# [What you should do]
Include the line containing "ZoomOut, Moon, Zap" and all lines before it, repeated exactly from the listing below, without pictures.

# [Raw data]
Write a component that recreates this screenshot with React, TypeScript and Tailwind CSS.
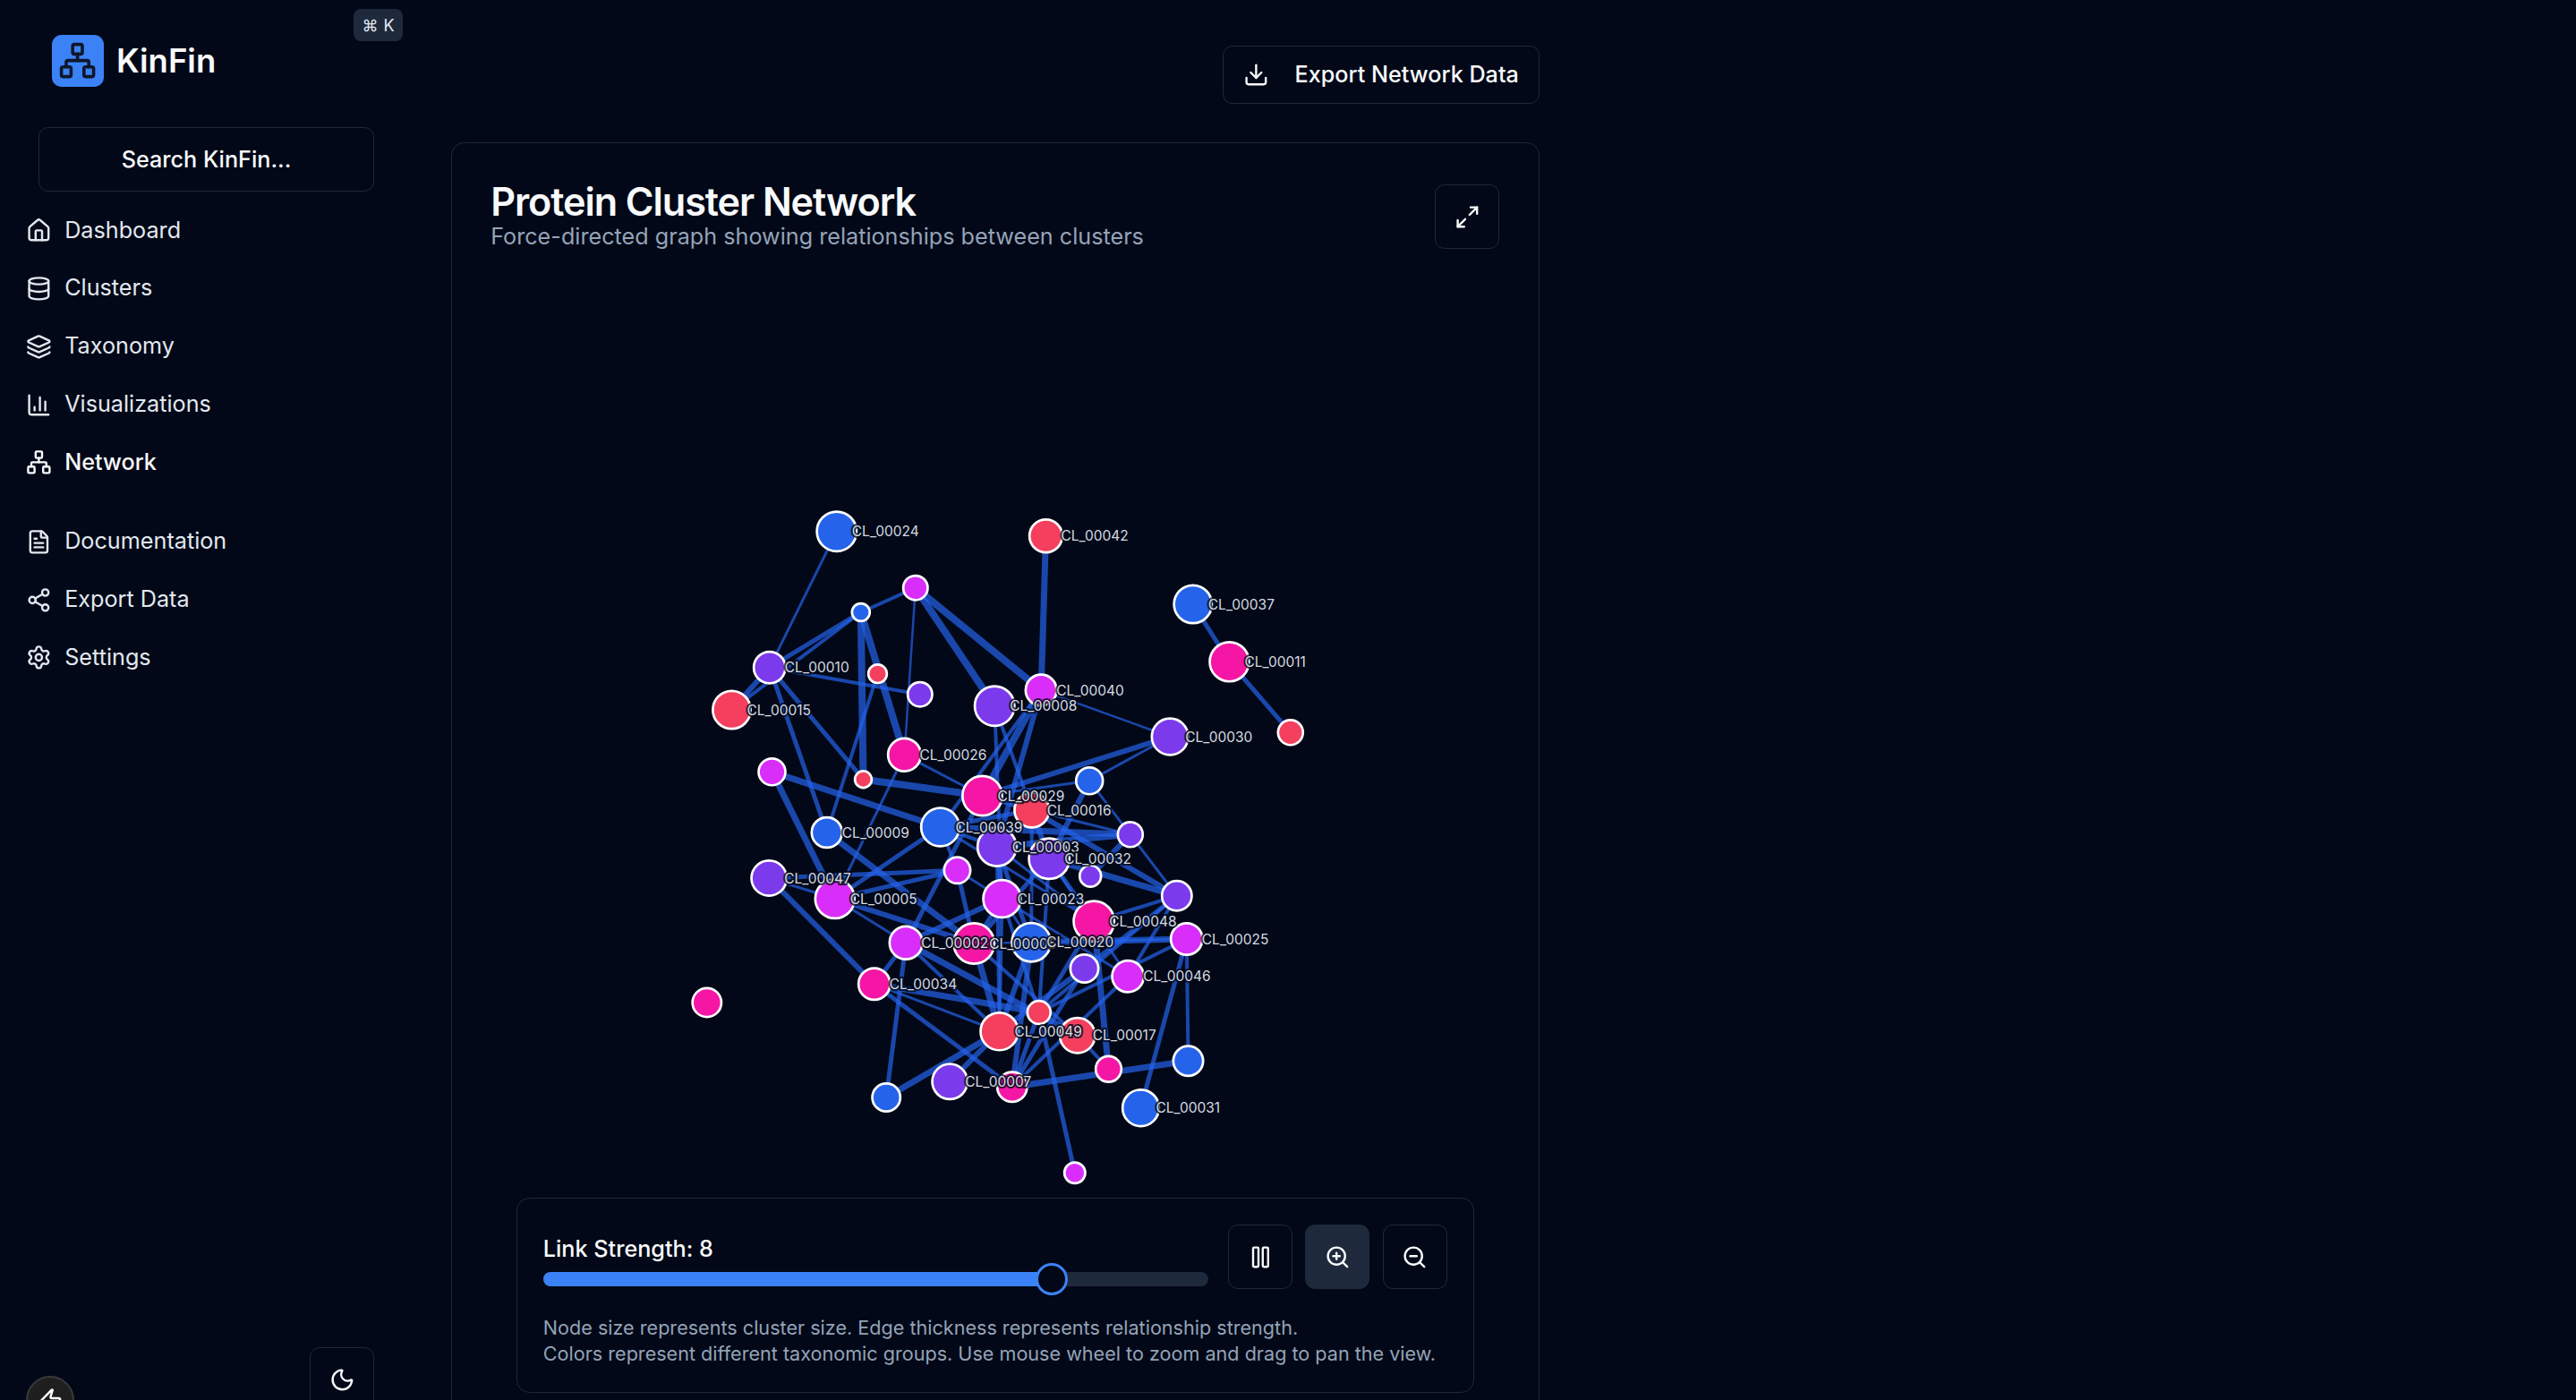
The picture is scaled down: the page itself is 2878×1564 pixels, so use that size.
import { Home, Database, Layers, ChartColumn, Network, FileText, Share2, Settings, Download, Maximize2, Pause, ZoomIn, ZoomOut, Moon, Zap } from "lucide-react";

const C = { b: "#2563eb", p: "#7c3aed", m: "#d92ef9", h: "#f516a6", r: "#f43f5e" };
type N = [string, number, number, number, string, string?];
const nodes: N[] = [
  ["n24", 934.3, 593.7, 23.5, C.b, "CL_00024"], ["n42", 1168, 598.7, 19.7, C.r, "CL_00042"],
  ["M1", 1022.3, 656.7, 15, C.m], ["B1", 961.3, 684, 11.3, C.b], ["n10", 859.3, 745.7, 19, C.p, "CL_00010"],
  ["R1", 980, 752.7, 11.7, C.r], ["P1", 1027.3, 775.7, 15, C.p], ["n08", 1110.7, 788.7, 23.5, C.p, "CL_00008"],
  ["n40", 1162.7, 771, 18.7, C.m, "CL_00040"], ["n15", 817, 793, 22.5, C.r, "CL_00015"],
  ["n26", 1010, 843.3, 19.7, C.h, "CL_00026"], ["M2", 862, 862.3, 16.3, C.m], ["R2", 964, 870.7, 10.7, C.r],
  ["n16", 1152.3, 905, 20.7, C.r, "CL_00016"], ["n29", 1097, 889, 23.5, C.h, "CL_00029"],
  ["n37", 1332.3, 675, 22.5, C.b, "CL_00037"], ["n11", 1373, 739.3, 23.3, C.h, "CL_00011"], ["R3", 1441.3, 818.3, 15.3, C.r],
  ["n30", 1306.7, 823, 21.7, C.p, "CL_00030"], ["B2", 1216.7, 872.3, 16.3, C.b], ["P2", 1262.3, 932.3, 15.3, C.p],
  ["n09", 923.3, 930, 18.3, C.b, "CL_00009"], ["n39", 1050, 924, 22.7, C.b, "CL_00039"], ["n03", 1113.3, 946, 23, C.p, "CL_00003"],
  ["n32", 1171.7, 959.3, 24, C.p, "CL_00032"], ["P3", 1217.7, 978.7, 13.3, C.p], ["M3", 1069, 972.3, 16, C.m],
  ["n23", 1119, 1004, 22.3, C.m, "CL_00023"], ["n48", 1221.7, 1029.3, 24, C.h, "CL_00048"], ["P4", 1314.3, 1000.7, 18, C.p],
  ["n25", 1325.3, 1049, 19, C.m, "CL_00025"], ["n02", 1011.7, 1053.3, 19.7, C.m, "CL_00002"], ["n00", 1087.7, 1054, 24, C.h, "CL_00006"],
  ["n20", 1151.7, 1052.7, 23, C.b, "CL_00020"], ["P5", 1211, 1082, 17, C.p], ["n46", 1259.7, 1090.7, 19, C.m, "CL_00046"],
  ["n34", 976.3, 1099.3, 19, C.h, "CL_00034"], ["n47", 858.7, 981, 21, C.p, "CL_00047"], ["n05", 932.3, 1004, 23.3, C.m, "CL_00005"],
  ["H1", 789.3, 1120, 17.5, C.h], ["n49", 1116, 1152.3, 22.3, C.r, "CL_00049"], ["R4", 1160.3, 1131, 14.3, C.r],
  ["n17", 1203.3, 1156.7, 21, C.r, "CL_00017"], ["H2", 1238, 1194.3, 15.7, C.h], ["n07", 1060.7, 1208.3, 21, C.p, "CL_00007"],
  ["H3", 1130.3, 1214.3, 18, C.h], ["B3", 989.7, 1226, 17, C.b], ["n31", 1274, 1237.7, 21.7, C.b, "CL_00031"],
  ["B4", 1327, 1185.3, 18, C.b], ["M4", 1200.3, 1310.3, 13, C.m],
];
const links: [string, string, number][] = [
  ["n24","n10",3],["M1","B1",4],["M1","n08",8],["M1","n40",8],["M1","n26",2.5],["B1","n10",5],["B1","n15",4],["B1","R2",8],["B1","n26",8],
  ["R1","n09",4],["n10","P1",4],["n10","R2",5],["n10","n09",5],["n10","n15",6],["n42","n40",7],["n40","n30",2.5],["n26","n29",3],["n26","n05",3],
  ["M2","n39",7],["M2","n05",7],["R2","n29",8],["n40","n39",4],["n40","n29",8],["n40","n03",6],["n08","n16",4],["n29","n30",6],["B2","n30",3],
  ["n29","B2",3],["B2","n32",6],["B2","P2",3],["P2","P4",3],["n16","P2",3],["n39","P2",7],["n03","P2",7],["P2","P3",6],["n37","n11",5],["n11","R3",5],
  ["n16","P4",6],["n32","P4",7],["n20","n25",7],["n48","P4",4],["P4","P5",5],["P4","n46",4],["n25","n31",5],["n25","B4",4],["H3","B4",7],["R4","M4",5],
  ["n17","H2",4],["n48","H2",7],["n46","H3",4],["n34","R4",7],["n34","n49",3],["n34","H3",5],["n34","n02",5],["n02","B3",5],["n34","n47",6],["n47","n05",3],
  ["n05","n02",3],["n05","n00",6],["n05","M3",5],["n05","n39",5],["n47","M3",5],["n09","n00",7],["n29","n02",5],["M3","n00",5],["M3","n23",3],["n02","n23",6],
  ["n02","n49",4],["n02","n17",7],["n00","n17",4],["n00","n49",7],["n23","n49",4],["n20","n49",6],["n20","H3",6],["n49","n07",6],["n49","B3",7],["R4","H3",5],
  ["P5","n49",6],["P5","H3",5],["n48","R4",5],["P4","R4",4],["n32","R4",4],["n23","n46",3],["n03","n20",5],["n32","n46",3],["n23","n20",3],["n29","n16",5],
  ["n16","n32",6],["n39","n03",4],["n39","M3",4],["n03","n49",4],["n39","n48",3],["n08","n23",4],["n03","n23",5],["n32","n00",5],["n16","n20",4],["n23","n00",5],
  ["n32","n48",5],["n39","n16",5],["n25","R4",4],["n03","n48",3],["n00","n25",2.5],["n23","R4",4],
];
const byId = Object.fromEntries(nodes.map((n) => [n[0], n]));
const labelled = nodes.filter((n) => n[5]).sort((a, b) => (a[5]! < b[5]! ? -1 : 1));

const navA = [
  { I: Home, t: "Dashboard" }, { I: Database, t: "Clusters" }, { I: Layers, t: "Taxonomy" }, { I: ChartColumn, t: "Visualizations" }, { I: Network, t: "Network", on: true },
];
const navB = [{ I: FileText, t: "Documentation" }, { I: Share2, t: "Export Data" }, { I: Settings, t: "Settings" }];

function Row({ I, t, on }: { I: typeof Home; t: string; on?: boolean }) {
  return (
    <div className={`flex h-[64.8px] items-center gap-[14.4px] text-[25.2px] ${on ? "font-medium text-[#f8fafc]" : "text-[#e2e8f0]"}`}>
      <I className="size-[28.8px] shrink-0" />
      <span>{t}</span>
    </div>
  );
}

function IconBtn({ children, active }: { children: React.ReactNode; active?: boolean }) {
  return (
    <div className={`flex size-[72px] items-center justify-center rounded-[10.8px] border-[1.8px] border-[#1e293b] text-[#f8fafc] ${active ? "bg-[#1e293b]" : ""}`}>
      {children}
    </div>
  );
}

export default function App() {
  return (
    <div className="flex h-[1564px] w-[2878px] overflow-hidden bg-[#020817] font-['Inter',sans-serif] text-[#f8fafc]">
      <aside className="relative flex h-[1564px] w-[461px] shrink-0 flex-col">
        <div className="absolute left-[395px] top-[10px] flex h-[36px] w-[55px] items-center justify-center gap-[6px] rounded-[8px] bg-[#1e293b] text-[18px] text-[#e2e8f0]">
          <span>⌘</span><span>K</span>
        </div>
        <div className="ml-[58px] mt-[39px] flex h-[58px] items-center gap-[14.4px]">
          <div className="flex size-[57.6px] items-center justify-center rounded-[10.8px] bg-[#3b82f6]">
            <Network className="size-[43.2px] text-[#0f172a]" />
          </div>
          <span className="text-[36.5px] font-semibold">KinFin</span>
        </div>
        <div className="ml-[43px] mt-[45px] flex h-[72px] w-[375px] items-center justify-center rounded-[10.8px] border-[1.8px] border-[#1e293b] pt-[1.5px] text-[25.2px] font-medium">
          Search KinFin...
        </div>
        <nav className="ml-[29px] mt-[11.2px]">
          {navA.map((n) => <Row key={n.t} {...n} />)}
          <div className="mt-[23.6px]">
            {navB.map((n) => <Row key={n.t} {...n} />)}
          </div>
        </nav>
        <div className="mb-[-13px] ml-[346px] mt-auto flex size-[72px] items-center justify-center rounded-[10.8px] border-[1.8px] border-[#1e293b]">
          <Moon className="size-[28.8px]" />
        </div>
        <div className="absolute left-[29px] top-[1537px] flex size-[54px] items-center justify-center rounded-full border-2 border-[#3a3a3a] bg-[#1f1f1f]">
          <Zap className="size-[28.8px] text-white" />
        </div>
      </aside>

      <main className="w-[1258.5px] shrink-0 pl-[43px] pt-[51px]">
        <div className="flex justify-end">
          <div className="flex h-[64.8px] items-center gap-[28.8px] rounded-[10.8px] border-[1.8px] border-[#1e293b] px-[21.6px] text-[25.2px] font-medium">
            <Download className="size-[28.8px]" />
            <span>Export Network Data</span>
          </div>
        </div>
        <div className="mt-[43.2px] h-[1500px] rounded-[14.4px] border-[1.8px] border-[#1e293b] px-[43.2px] pt-[44px]">
          <div className="flex items-start justify-between">
            <div>
              <div className="text-[43.2px] font-semibold leading-[43.2px] tracking-[-0.025em]">Protein Cluster Network</div>
              <div className="text-[25.2px] leading-[35px] text-[#94a3b8]">Force-directed graph showing relationships between clusters</div>
            </div>
            <div className="mt-[2px]">
              <IconBtn><Maximize2 className="size-[28.8px]" /></IconBtn>
            </div>
          </div>
          <svg className="block" width="1125.5" height="1056" viewBox="547.5 282 1125.5 1056">
            {links.map(([a, b, w], i) => (
              <line key={i} x1={byId[a][1]} y1={byId[a][2]} x2={byId[b][1]} y2={byId[b][2]} stroke="#2563eb" strokeOpacity={0.7} strokeWidth={w} />
            ))}
            {nodes.map((n) => (
              <circle key={n[0]} cx={n[1]} cy={n[2]} r={n[3] - 1.35} fill={n[4]} stroke="#ffffff" strokeWidth={2.7} />
            ))}
            {labelled.map((n) => (
              <text key={n[0]} x={n[1] + 17} y={n[2] + 5.6} fontSize={15.5} fill="#d5dae2" stroke="#020817" strokeOpacity={0.8} strokeWidth={4} className="[paint-order:stroke]">
                {n[5]}
              </text>
            ))}
          </svg>
          <div className="mx-[28.8px] rounded-[14.4px] border-[1.8px] border-[#1e293b] p-[28.8px]">
            <div className="flex gap-[21.6px]">
              <div className="flex-1 pt-[10px]">
                <div className="text-[25.2px] font-medium leading-[35px]">Link Strength: 8</div>
                <div className="relative mt-[8px] h-[16px] rounded-full bg-[#1e293b]">
                  <div className="h-full w-[567px] rounded-full bg-[#3b82f6]" />
                  <div className="absolute left-[550px] top-[-10px] size-[36px] rounded-full border-[3.6px] border-[#3b82f6] bg-[#020817]" />
                </div>
              </div>
              <div className="flex gap-[14.4px]">
                <IconBtn><Pause className="size-[28.8px]" /></IconBtn>
                <IconBtn active><ZoomIn className="size-[28.8px]" /></IconBtn>
                <IconBtn><ZoomOut className="size-[28.8px]" /></IconBtn>
              </div>
            </div>
            <div className="mt-[28.8px] text-[21.6px] leading-[28.8px] text-[#94a3b8]">
              <div>Node size represents cluster size. Edge thickness represents relationship strength.</div>
              <div>Colors represent different taxonomic groups. Use mouse wheel to zoom and drag to pan the view.</div>
            </div>
          </div>
        </div>
      </main>
    </div>
  );
}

# [The solution]
Write a component that recreates this screenshot with React, TypeScript and Tailwind CSS.
The picture is scaled down: the page itself is 2878×1564 pixels, so use that size.
import { Home, Database, Layers, ChartColumn, Network, FileText, Share2, Settings, Download, Maximize2, Pause, ZoomIn, ZoomOut, Moon, Zap } from "lucide-react";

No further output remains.